Я долго ходил, преследуя стремительный диск солнца. Иногда я срывался на бег, а иногда замедлялся. Когда я внезапно упал, сбегая по холму, — упал, вроде, от изнеможения, — меня раздавил проходящий поезд.
Стояло сухое лето. Оно напоминало мне лето двенадцать лет назад. Днём по облакам туда-сюда прокатывала загородная скука; вместе с ветром разносился запах гари. За лесом в том месте, куда я ещё не дошёл, что-то горело — вроде, какая-то из его частей.
Я опять был где-то далеко от моего третьего в жизни дома — дачи. За день мимо меня проплыли лес, соседние участки, соседняя деревня, соседний лес. Мне говорили, что лучше не уходить на большое расстояние, а то потеряюсь. Однако я считался уже относительно взрослым человеком, а взрослым людям пропадать в пустоту во время прогулки не положено.
Ближе к вечеру мост над путями стал вдалеке почти прозрачным. Было очень жаль потерять его из виду. До этого мне нравилось смотреть с него сверху вниз: как пробивают насквозь горизонт палки рельс и как избы ближайших деревень лежат ничком и задыхаются, пока не растворится марево и пока не опустится на них серо-голубая пустота.
Поезд переехал меня тоже вечером, проплывая сквозь унылый эфир. Я был грандиозно исковеркан под гудки паровоза и пение птиц.
Поезд был явно в несравнимом гневе, и тление пожарищ за лесом его только провоцировало. Он был сопревший, как июль. Я, наоборот, дышал свежестью на рельсы — вечером всё, что я поглощал, обрело глубину. Поезду это не нравилось, и он бежал ко мне в бешенстве. Ржавые вагоны заносило даже при движении по прямой, и разрезающий пополам дорогу грохот был похож на мелодию расстроенного контрабаса.
Под грязным стеклом впереди виднелась морда машиниста. Они с поездом были единым целым, они чуть ли не срослись плотью.
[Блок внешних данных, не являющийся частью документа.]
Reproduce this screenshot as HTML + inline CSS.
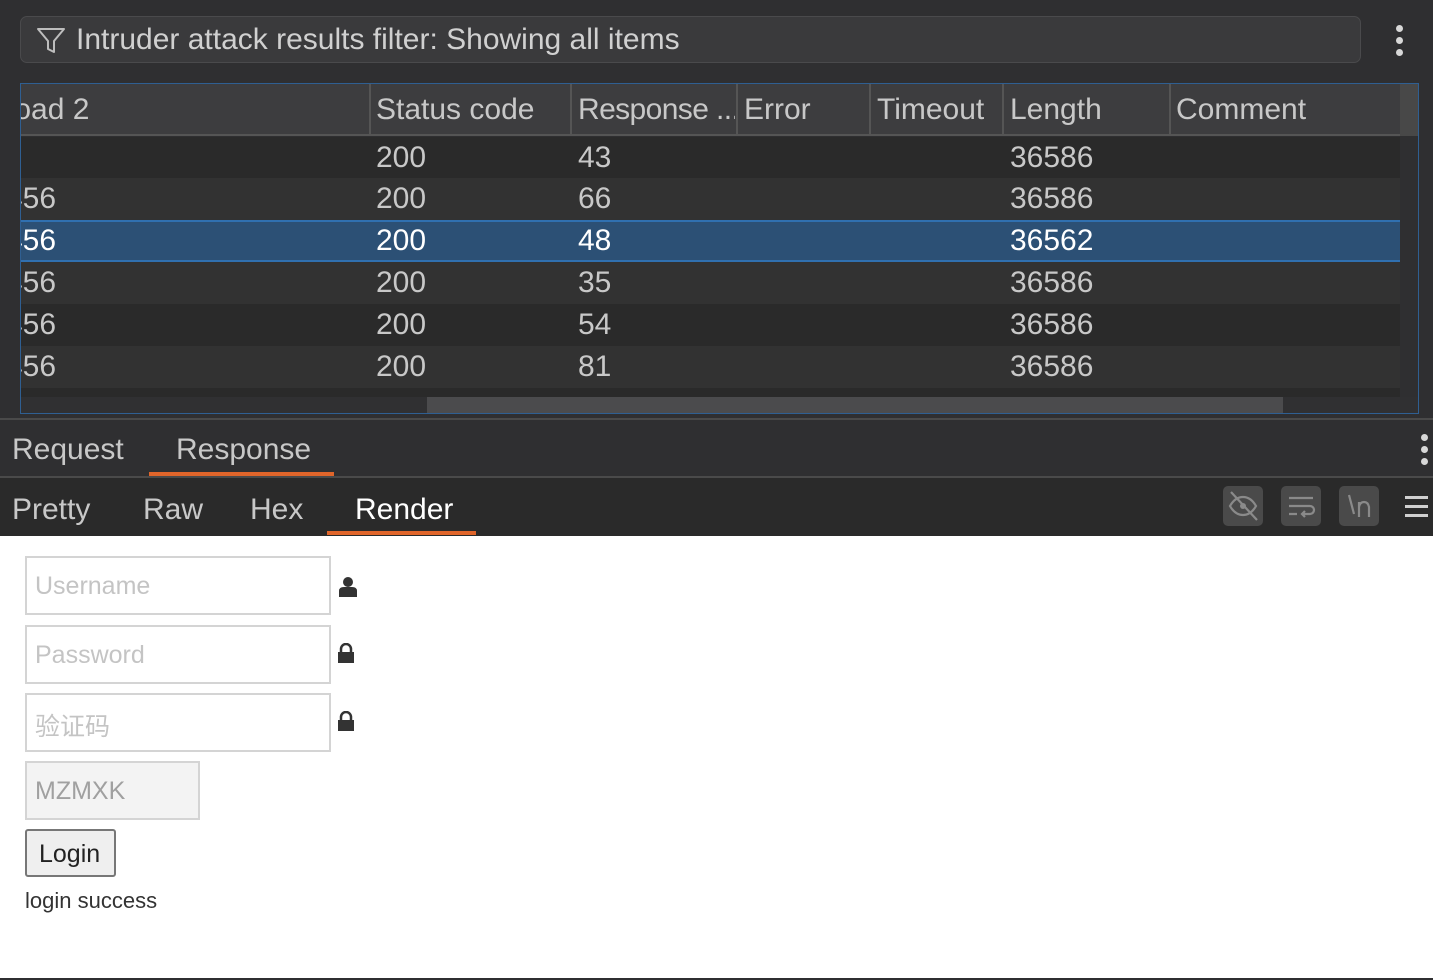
<!DOCTYPE html>
<html><head><meta charset="utf-8"><style>
*{margin:0;padding:0;box-sizing:border-box}
body{width:1433px;height:980px;overflow:hidden;background:#2f2f31;font-family:"Liberation Sans","Noto Sans CJK SC",sans-serif;position:relative;color:#c8c8c8}
.a{position:absolute}
.t{font-size:30px;white-space:nowrap}
.row{position:absolute;left:21px;width:1379px;height:42px}
.c{position:absolute;top:4px;font-size:30px;white-space:nowrap;color:#c8c8c8}
.dots i{display:block;width:7px;height:7px;border-radius:50%;background:#d8d8d8;margin-bottom:5px}
.btn{position:absolute;top:486px;width:40px;height:40px;background:#4a4a4a;border-radius:5px}
.inp{position:absolute;left:25px;width:306px;height:59px;border:2px solid #d4d4d4;background:#fff;font-size:25px;color:#c4c4c4;padding:14px 0 0 8px}
</style></head><body>
<div class="a" style="left:20px;top:16px;width:1341px;height:47px;background:#3a3a3c;border:1px solid #4a4a4c;border-radius:7px"></div>
<svg class="a" style="left:36px;top:27px" width="30" height="28" viewBox="0 0 30 28"><path d="M2 2H28L18 14V25L12 22V14Z" fill="none" stroke="#bdbdbd" stroke-width="2" stroke-linejoin="round"/></svg>
<div class="a t" style="left:76px;top:23px;color:#d0d0d0">Intruder attack results filter: Showing all items</div>
<div class="a dots" style="left:1396px;top:25px"><i></i><i></i><i></i></div>
<div class="a" style="left:20px;top:83px;width:1399px;height:331px;border:1px solid #2f5f92;background:#2f2f31"></div>
<div class="a" style="left:21px;top:84px;width:1379px;height:52px;background:#3d3d3f;border-bottom:2px solid #555"></div>
<div class="a" style="left:1400px;top:84px;width:18px;height:52px;background:#484848"></div>
<div class="a" style="left:21px;top:84px;width:1379px;height:52px;overflow:hidden">
 <div class="c" style="left:-65px;top:9px">Payload 2</div>
 <div class="c" style="left:355px;top:9px">Status code</div>
 <div class="c" style="left:557px;top:9px;letter-spacing:-0.6px;width:157px;overflow:hidden">Response ...</div>
 <div class="c" style="left:723px;top:9px">Error</div>
 <div class="c" style="left:856px;top:9px">Timeout</div>
 <div class="c" style="left:989px;top:9px">Length</div>
 <div class="c" style="left:1155px;top:9px">Comment</div>
 <div class="a" style="left:348px;top:0;width:2px;height:52px;background:#555"></div>
 <div class="a" style="left:549px;top:0;width:2px;height:52px;background:#555"></div>
 <div class="a" style="left:715px;top:0;width:2px;height:52px;background:#555"></div>
 <div class="a" style="left:848px;top:0;width:2px;height:52px;background:#555"></div>
 <div class="a" style="left:981px;top:0;width:2px;height:52px;background:#555"></div>
 <div class="a" style="left:1148px;top:0;width:2px;height:52px;background:#555"></div>
</div>
<div class="a" style="left:21px;top:137px;width:1379px;height:260px;overflow:hidden">
 <div class="row" style="left:0;top:0;background:#2a2a2a"><div class="c" style="left:355px">200</div><div class="c" style="left:557px">43</div><div class="c" style="left:989px">36586</div></div>
 <div class="row" style="left:0;top:41px;background:#323232"><div class="c" style="left:-15px">456</div><div class="c" style="left:355px">200</div><div class="c" style="left:557px">66</div><div class="c" style="left:989px">36586</div></div>
 <div class="row" style="left:0;top:83px;background:#2c5075;border-top:2px solid #3070b0;border-bottom:2px solid #3070b0"><div class="c" style="left:-15px;top:2px;color:#fff">456</div><div class="c" style="left:355px;top:2px;color:#fff">200</div><div class="c" style="left:557px;top:2px;color:#fff">48</div><div class="c" style="left:989px;top:2px;color:#fff">36562</div></div>
 <div class="row" style="left:0;top:125px;background:#323232"><div class="c" style="left:-15px">456</div><div class="c" style="left:355px">200</div><div class="c" style="left:557px">35</div><div class="c" style="left:989px">36586</div></div>
 <div class="row" style="left:0;top:167px;background:#2a2a2a"><div class="c" style="left:-15px">456</div><div class="c" style="left:355px">200</div><div class="c" style="left:557px">54</div><div class="c" style="left:989px">36586</div></div>
 <div class="row" style="left:0;top:209px;background:#323232"><div class="c" style="left:-15px">456</div><div class="c" style="left:355px">200</div><div class="c" style="left:557px">81</div><div class="c" style="left:989px">36586</div></div>
 <div class="row" style="left:0;top:251px;height:9px;background:#2a2a2a"></div>
</div>
<div class="a" style="left:21px;top:397px;width:1397px;height:16px;background:#303032"></div>
<div class="a" style="left:427px;top:397px;width:856px;height:16px;background:#4b4b4d"></div>
<div class="a" style="left:0;top:418px;width:1433px;height:2px;background:#4a4a4a"></div>
<div class="a" style="left:0;top:420px;width:1433px;height:56px;background:#2f2f31"></div>
<div class="a t" style="left:12px;top:433px;color:#c8c8c8">Request</div>
<div class="a t" style="left:176px;top:433px;color:#c8c8c8">Response</div>
<div class="a" style="left:149px;top:472px;width:185px;height:4px;background:#e0652a"></div>
<div class="a dots" style="left:1421px;top:434px"><i></i><i></i><i></i></div>
<div class="a" style="left:0;top:476px;width:1433px;height:2px;background:#4a4a4a"></div>
<div class="a" style="left:0;top:478px;width:1433px;height:58px;background:#2a2a2a"></div>
<div class="a t" style="left:12px;top:493px">Pretty</div>
<div class="a t" style="left:143px;top:493px">Raw</div>
<div class="a t" style="left:250px;top:493px">Hex</div>
<div class="a t" style="left:355px;top:493px;color:#fff">Render</div>
<div class="a" style="left:327px;top:531px;width:149px;height:4px;background:#e0652a"></div>
<div class="btn" style="left:1223px"><svg width="40" height="40" viewBox="0 0 40 40"><path d="M7 20C11 13 16 11 20 11S29 13 33 20C29 27 24 29 20 29S11 27 7 20Z" fill="none" stroke="#8a8a8a" stroke-width="2.2"/><circle cx="20" cy="20" r="3" fill="#8a8a8a"/><path d="M8 6L34 34" stroke="#8a8a8a" stroke-width="2.2"/></svg></div>
<div class="btn" style="left:1281px"><svg width="40" height="40" viewBox="0 0 40 40"><path d="M8 12H32M8 20H29A4 4 0 0 1 29 28H21M24 25L21 28L24 31M8 28H16" fill="none" stroke="#8a8a8a" stroke-width="2.2"/></svg></div>
<div class="btn" style="left:1339px"><svg width="40" height="40" viewBox="0 0 40 40"><path d="M10 9L15 28M20 16V31M20 21Q21 16 25 16T30 21V31" fill="none" stroke="#8a8a8a" stroke-width="2.2"/></svg></div>
<div class="a" style="left:1405px;top:496px;width:23px;height:3px;background:#d0d0d0"></div>
<div class="a" style="left:1405px;top:505px;width:23px;height:3px;background:#d0d0d0"></div>
<div class="a" style="left:1405px;top:514px;width:23px;height:3px;background:#d0d0d0"></div>
<div class="a" style="left:0;top:536px;width:1433px;height:442px;background:#fff"></div>
<div class="a" style="left:0;top:978px;width:1433px;height:2px;background:#2f2f31"></div>
<div class="inp" style="top:556px">Username</div>
<div class="inp" style="top:625px">Password</div>
<div class="inp" style="top:693px;padding-top:12px">验证码</div>
<div class="inp" style="top:761px;width:175px;background:#f3f3f3;color:#a0a0a0">MZMXK</div>
<div class="a" style="left:25px;top:829px;width:91px;height:48px;border:2px solid #777;border-radius:3px;background:#efefef;font-size:25px;color:#222;padding:9px 0 0 12px">Login</div>
<div class="a" style="left:25px;top:888px;font-size:22px;color:#333">login success</div>
<svg class="a" style="left:338px;top:576px" width="20" height="22" viewBox="0 0 20 22"><circle cx="10" cy="6" r="5" fill="#333"/><path d="M1 21V15Q1 11 6 11H14Q19 11 19 15V21Z" fill="#333"/></svg>
<svg class="a" style="left:337px;top:643px" width="18" height="20" viewBox="0 0 18 20"><path d="M4 9V6A5 5 0 0 1 14 6V9" fill="none" stroke="#333" stroke-width="2.5"/><rect x="1" y="9" width="16" height="11" fill="#333"/></svg>
<svg class="a" style="left:337px;top:711px" width="18" height="20" viewBox="0 0 18 20"><path d="M4 9V6A5 5 0 0 1 14 6V9" fill="none" stroke="#333" stroke-width="2.5"/><rect x="1" y="9" width="16" height="11" fill="#333"/></svg>
</body></html>
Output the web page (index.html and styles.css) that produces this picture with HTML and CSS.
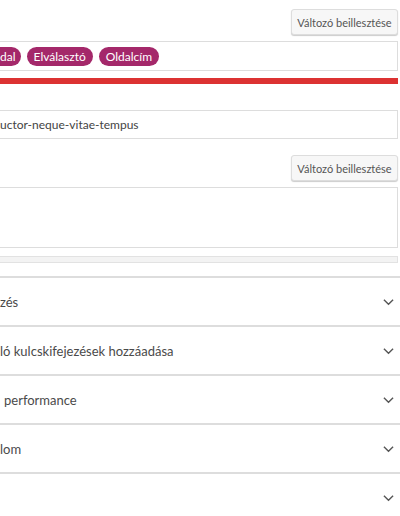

Огромная металлическая груда с маленьким щетинистым лицом напоминала отца — не моего, какого-то чужого. Будто бы я попал не в свою жизнь.
Поезд был похож на ерофеевскую электричку по характеру.
Сначала я сопливо просил его не давить меня, но он не слушал. В момент, когда меня всё-таки раздавило, в горле теплился ясный крик, наощупь похожий на сломанное колесо. Рельсы нагрелись. Поезд хрустнул мной, как солёным сухариком, и поехал дальше, с трудом подавляя оставшийся гнев.
Во мне играли отголоски радио: когда я проходил по пыльной дороге какой-то из деревень, я слышал эту мелодию из чьего-то окна. Расстроенный голос безымянной звезды восьмидесятых хорошо вписывался между половинами моего туловища.
Я лежал и думал. «То, что со мной произошло… я же смогу всем это рассказывать. Всем будет интересно». Будет интересно моим двоюродным братьям и сёстрам, моим бывшим школьным учителям. Заинтересуются и врачи: будут с увлечением выяснять, по какой траектории был размазан тот или иной сантиметр моей ободочной кишки. А потом объединят половины меня, сошьют мои бледные склизкие потроха, и буду я целый снова. Правда, скорее всего, не сошьют порванную одежду. И вряд ли засунут в кишечник обратно экскременты, и мне придётся опять есть до тошноты… или всё же засунут, и останется внутри меня осязание летней травы и сухой древесины шпал.
Я теперь буду по-настоящему умудрён опытом. И смогу даже гордиться тем, что неизвестно сколько времени лежал по частям.
Раньше я говорил: «Лучше бы меня вовсе не было». А теперь буду отвечать прошлому себе: «А меня и нет с того дня. Я, разрубленный и разваленный, лежу в четырёх с чем-то километрах от своей дачи — где-то, куда не долетают крики, где не раздаётся детский плач и не лают бешеные собаки». И будет становиться непосильно легче.
«Смотрите, люди. Меня раздавил поезд!» — и весь мир сразу же меня поймёт и, может быть, прислушается к тому, что я говорю.
Теперь все будут знать: я здесь, рядом, и одновременно везде — раскиданный по путям в унылом свете июльского вечера.